Despite sustained consumer spending in the lead up to the festive season, economic growth is softening in Greater Manchester, according to the findings of this quarter’s Economic Survey (QES) conducted by Greater Manchester Chamber of Commerce (GMCC).
The survey of 337 businesses revealed that international trade activity has picked up and compensated for a decline in sales to domestic customers in this quarter. There are other economic headwinds currently impacting businesses across the city region, including recruitment difficulties and a shortage of labour. To develop a better understanding of skills related constraints, GMCC has partnered with Greater Manchester Learning Provider Network (GMLPN) to develop the GM Business, Employment, Skills and Training Monitor (GM BEST). The results of the first phase of GM BEST show in greater detail the recruitment challenges facing businesses across all sectors in Greater Manchester.
The Greater Manchester Index, a composite of several key results from the QES, now stands at 32.5, an increase of 0.6 points from the previous quarter’s results. Current sales to and advance orders from domestic customers decreased relative to Q3 2021. Although UK sales in manufacturing and services declined, the expansion in international trade activity contributed to keeping the GM Index at roughly the same level as in the previous two quarters.
The balances relating to international trade improved this quarter. More businesses engaged in international trade are slowly getting used to the new regulations and requirements under the EU-UK Trade and Cooperation Agreement but, overall, trade with EU partners has been impacted.
Subrahmaniam Krishnan-Harihara, Head of Research at Greater Manchester Chamber of Commerce, said, “After strong economic performance in Q2 and Q3, growth had started softening even before the new set of Omicron restrictions were imposed. Our view has been that consumer spending in B2C services contributed significantly to economic growth in 2021. Business investment is lagging behind, and this is a serious ongoing concern.
“We know that the restrictions imposed recently have hit hospitality businesses hard. The worst affected sectors of retail, hospitality and leisure recorded strong growth in October and November but that has been derailed now. It is also possible that consumer spending will decrease after the festive season. The combination of these impacts could lead to a further reduction in economic activity in the new year.”

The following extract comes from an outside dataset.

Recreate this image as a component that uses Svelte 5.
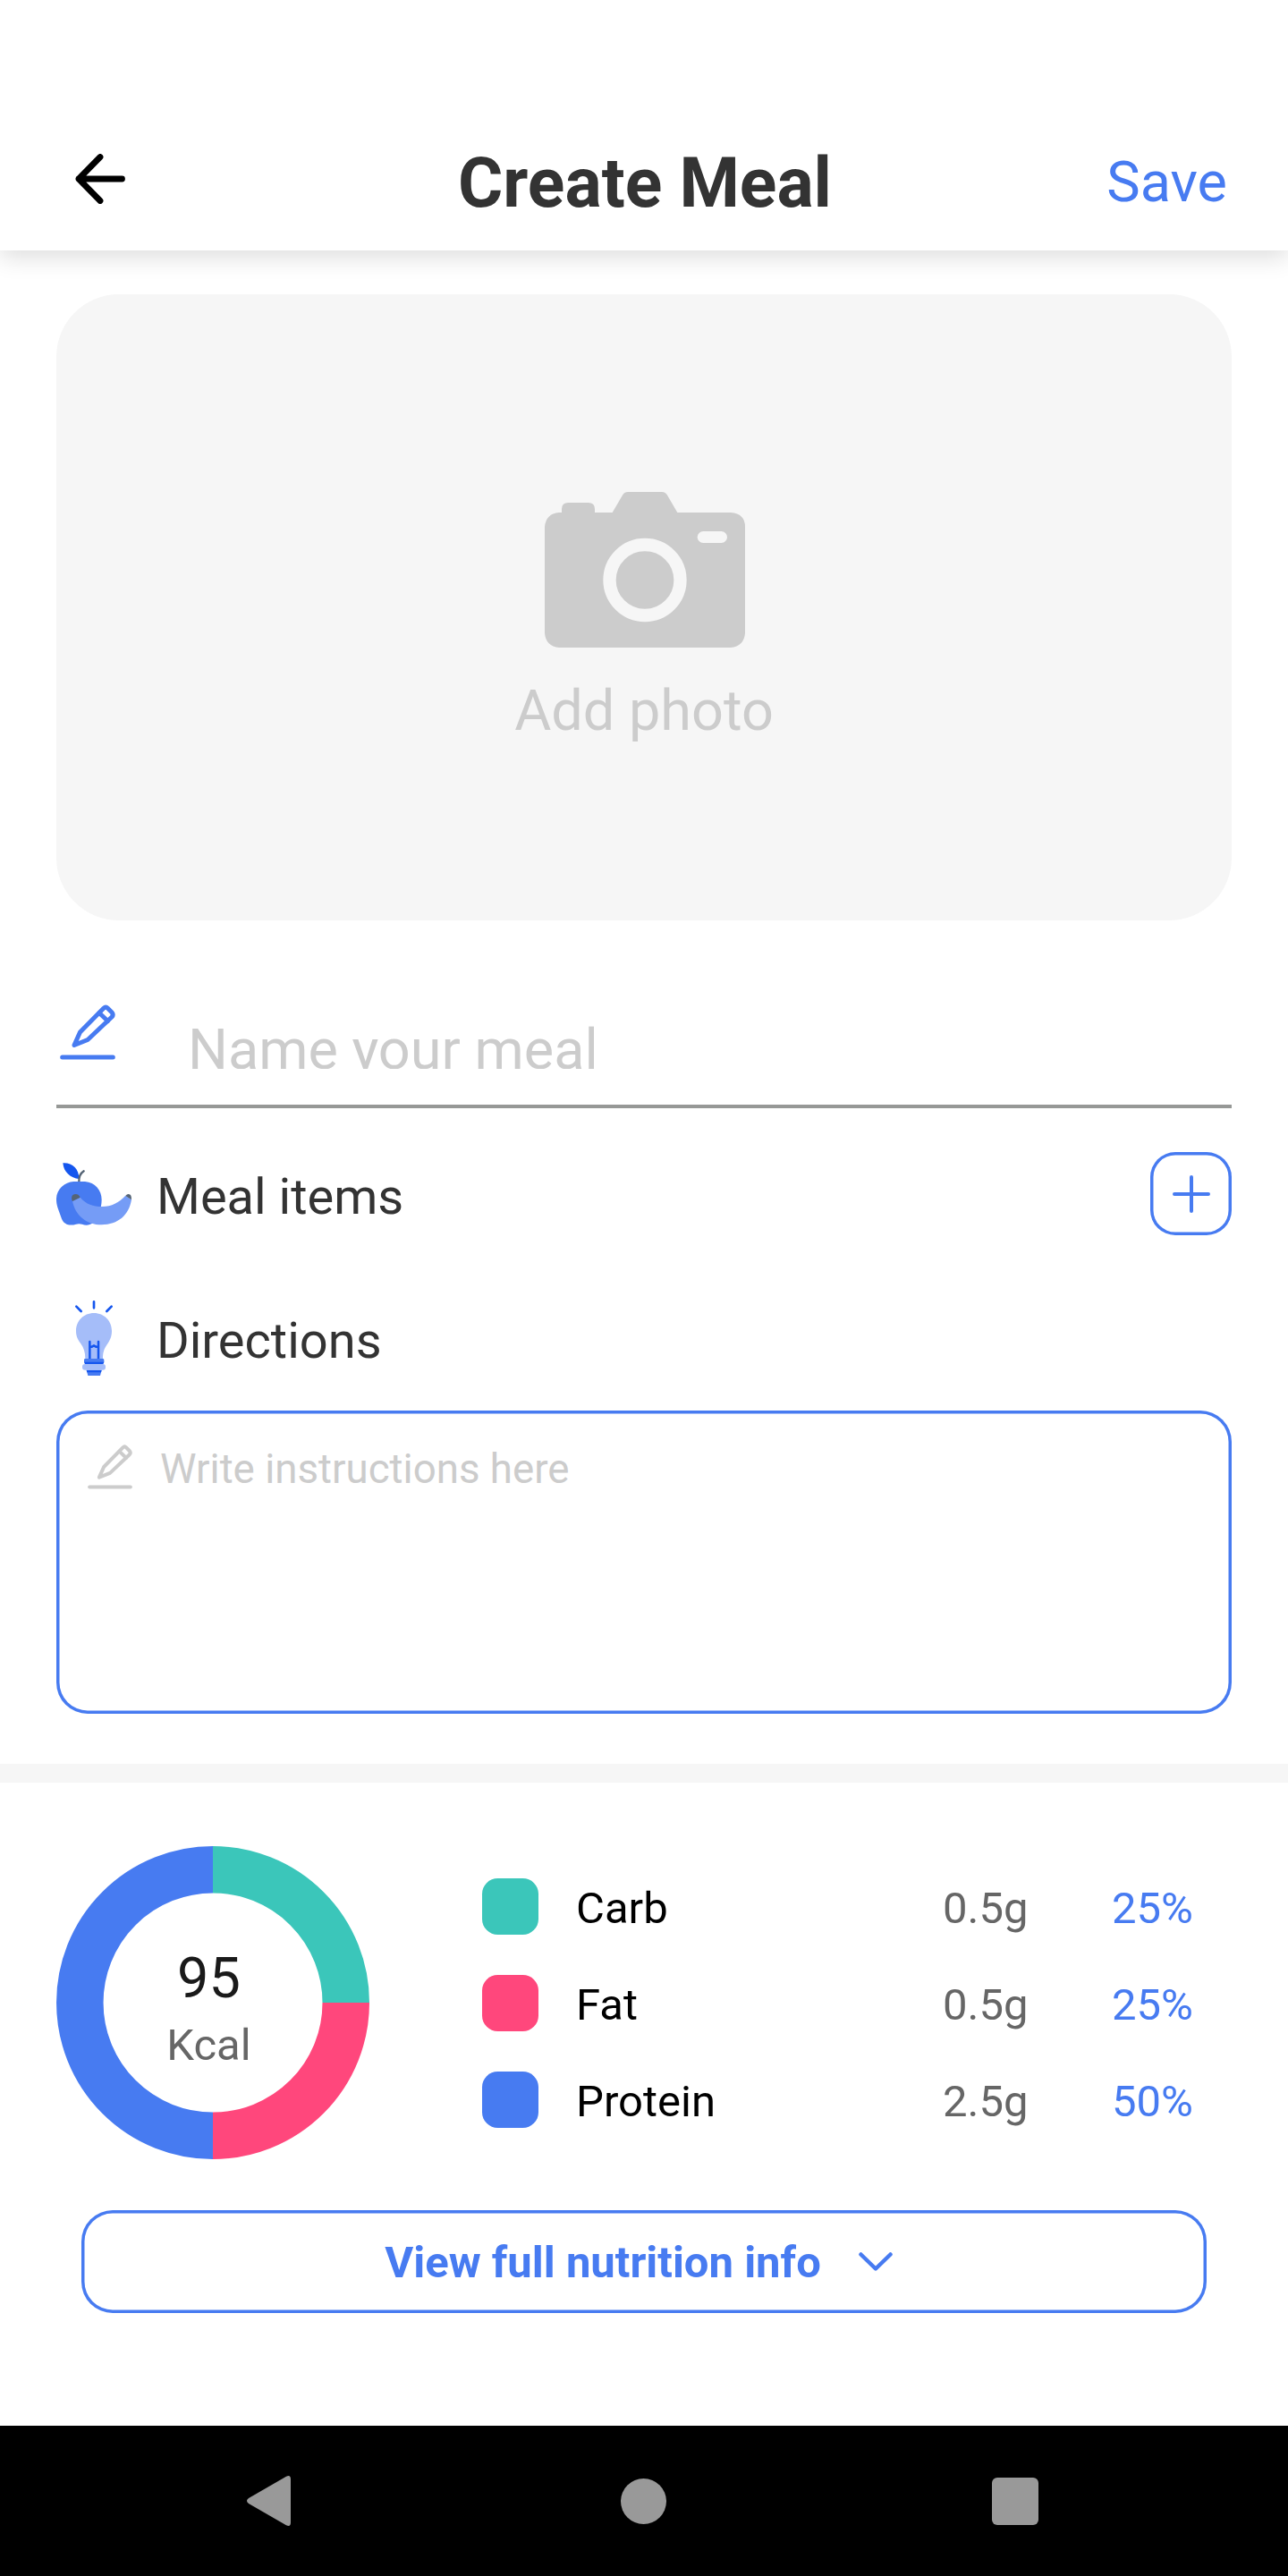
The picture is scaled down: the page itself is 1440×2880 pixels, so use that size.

Despite the softening in growth, employment prospects remain strong. The QES results show that over half the respondents attempted to recruit but three quarters of those who attempted to recruit faced severe recruitment difficulties.
Mark Currie, Chair of GMLPN, highlighted the importance of this collaborative research, “GMLPN priorities include supporting training providers – its members – to meet employer needs. This partnership with GMCC means that together we can reach 1000s of businesses to gather real time information on employer demand for skills.
“More responsive and agile training provision on a local basis as a result of this intelligence will be one important impact. GMLPN’s investment in GM Best brings us to the next stage of a long-standing partnership with GMCC and is strategically aligned with the rollout of LSIPs nationally and LSIP development in GM.”
Commenting on the GM BEST results, Subrahmaniam added, “The acute shortage in labour is a worry for businesses as it increases competition for talent and fuels wage inflation. The combined impact of Covid-19 and Brexit has caused both short-term labour shortages and long-term structural changes in the labour market. There are other long-standing skills and training challenges that businesses in Greater Manchester face.
“For example, the number one reason for recruitment difficulties is the lack of job specific technical skills. Businesses also report that the lack of soft skills is a barrier to recruiting the right people. However, the skills deficits in different sectors and in different parts of Greater Manchester are different. The GM BEST results shines a light on skills mismatches and the scale of the reskilling and upskilling challenge. This collaborative research lays the foundation for localised, place-based skills planning in the city region.”